### Source data
::::
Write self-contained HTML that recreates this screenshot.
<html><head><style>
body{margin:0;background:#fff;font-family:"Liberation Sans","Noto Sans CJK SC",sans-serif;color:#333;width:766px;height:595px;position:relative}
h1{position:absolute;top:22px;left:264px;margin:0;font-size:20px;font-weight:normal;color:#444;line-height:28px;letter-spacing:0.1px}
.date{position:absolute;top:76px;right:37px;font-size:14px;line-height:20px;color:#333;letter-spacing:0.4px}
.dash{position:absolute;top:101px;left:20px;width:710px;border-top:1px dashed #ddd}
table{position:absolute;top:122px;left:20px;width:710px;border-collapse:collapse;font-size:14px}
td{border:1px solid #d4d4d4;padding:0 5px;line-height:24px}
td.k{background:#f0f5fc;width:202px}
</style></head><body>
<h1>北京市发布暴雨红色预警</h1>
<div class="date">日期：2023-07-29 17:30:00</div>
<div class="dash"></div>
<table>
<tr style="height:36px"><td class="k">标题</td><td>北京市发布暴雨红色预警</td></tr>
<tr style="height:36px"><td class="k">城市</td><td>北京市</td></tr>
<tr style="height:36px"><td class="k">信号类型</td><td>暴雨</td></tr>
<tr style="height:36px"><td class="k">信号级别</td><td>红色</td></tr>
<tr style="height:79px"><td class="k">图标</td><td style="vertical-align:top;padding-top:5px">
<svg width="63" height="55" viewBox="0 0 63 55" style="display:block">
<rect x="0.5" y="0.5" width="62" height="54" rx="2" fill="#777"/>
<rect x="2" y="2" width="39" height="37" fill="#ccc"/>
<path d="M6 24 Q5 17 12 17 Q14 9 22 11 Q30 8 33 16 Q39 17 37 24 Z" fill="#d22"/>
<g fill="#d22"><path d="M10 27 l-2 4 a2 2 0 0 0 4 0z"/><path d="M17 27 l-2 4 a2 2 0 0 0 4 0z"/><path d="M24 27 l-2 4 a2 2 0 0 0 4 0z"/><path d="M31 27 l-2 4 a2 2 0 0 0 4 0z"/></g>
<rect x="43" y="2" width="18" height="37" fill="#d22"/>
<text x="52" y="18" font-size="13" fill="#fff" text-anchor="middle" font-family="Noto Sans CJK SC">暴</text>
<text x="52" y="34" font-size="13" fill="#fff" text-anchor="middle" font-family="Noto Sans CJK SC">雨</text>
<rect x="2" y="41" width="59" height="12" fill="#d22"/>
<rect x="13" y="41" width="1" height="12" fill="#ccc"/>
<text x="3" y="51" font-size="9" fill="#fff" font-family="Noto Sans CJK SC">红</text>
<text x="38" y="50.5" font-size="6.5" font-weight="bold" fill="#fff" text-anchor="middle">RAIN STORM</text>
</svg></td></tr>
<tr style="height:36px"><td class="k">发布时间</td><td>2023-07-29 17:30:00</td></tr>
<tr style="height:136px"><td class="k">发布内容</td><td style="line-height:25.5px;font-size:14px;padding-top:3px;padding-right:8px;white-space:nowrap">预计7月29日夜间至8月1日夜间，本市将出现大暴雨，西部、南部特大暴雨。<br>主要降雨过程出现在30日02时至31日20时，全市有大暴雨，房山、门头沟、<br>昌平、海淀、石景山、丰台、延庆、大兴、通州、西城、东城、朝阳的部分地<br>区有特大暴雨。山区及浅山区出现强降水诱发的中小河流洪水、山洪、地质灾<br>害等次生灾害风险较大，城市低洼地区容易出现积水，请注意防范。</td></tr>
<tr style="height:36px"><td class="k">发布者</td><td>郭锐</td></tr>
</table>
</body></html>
::::
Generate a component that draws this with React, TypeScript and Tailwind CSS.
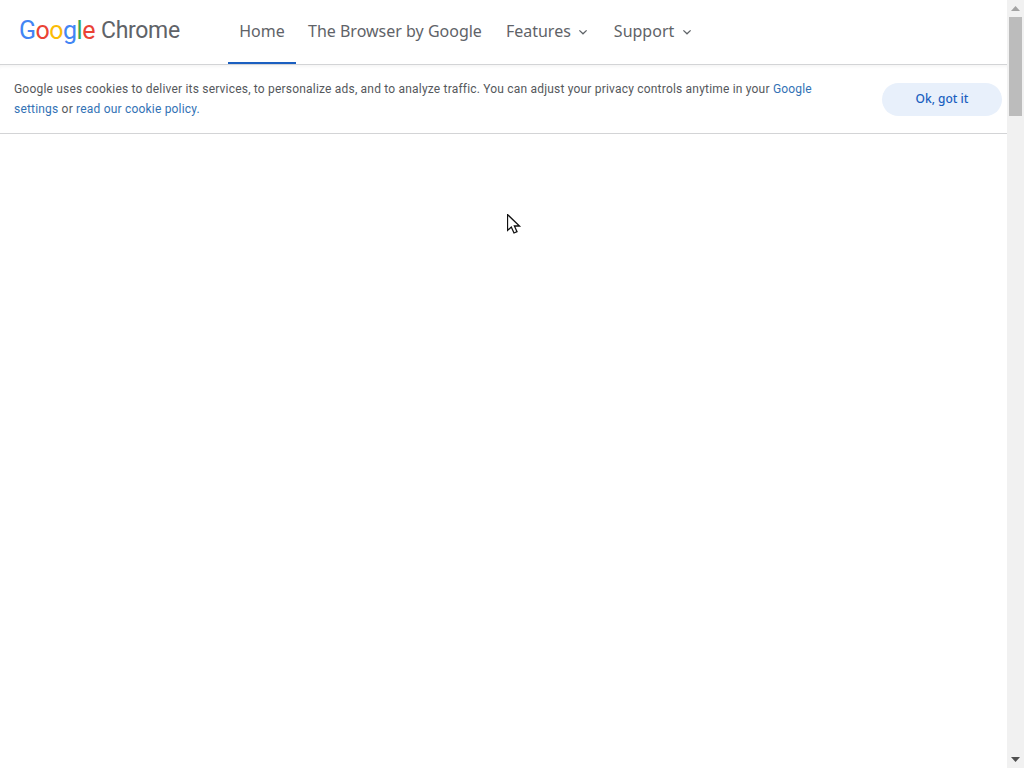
::::
### Task details
Pick out all the lines with the word "that" in them and copy them.

### Exercise solution
Write self-contained HTML that recreates this screenshot.
Generate a component that draws this with React, TypeScript and Tailwind CSS.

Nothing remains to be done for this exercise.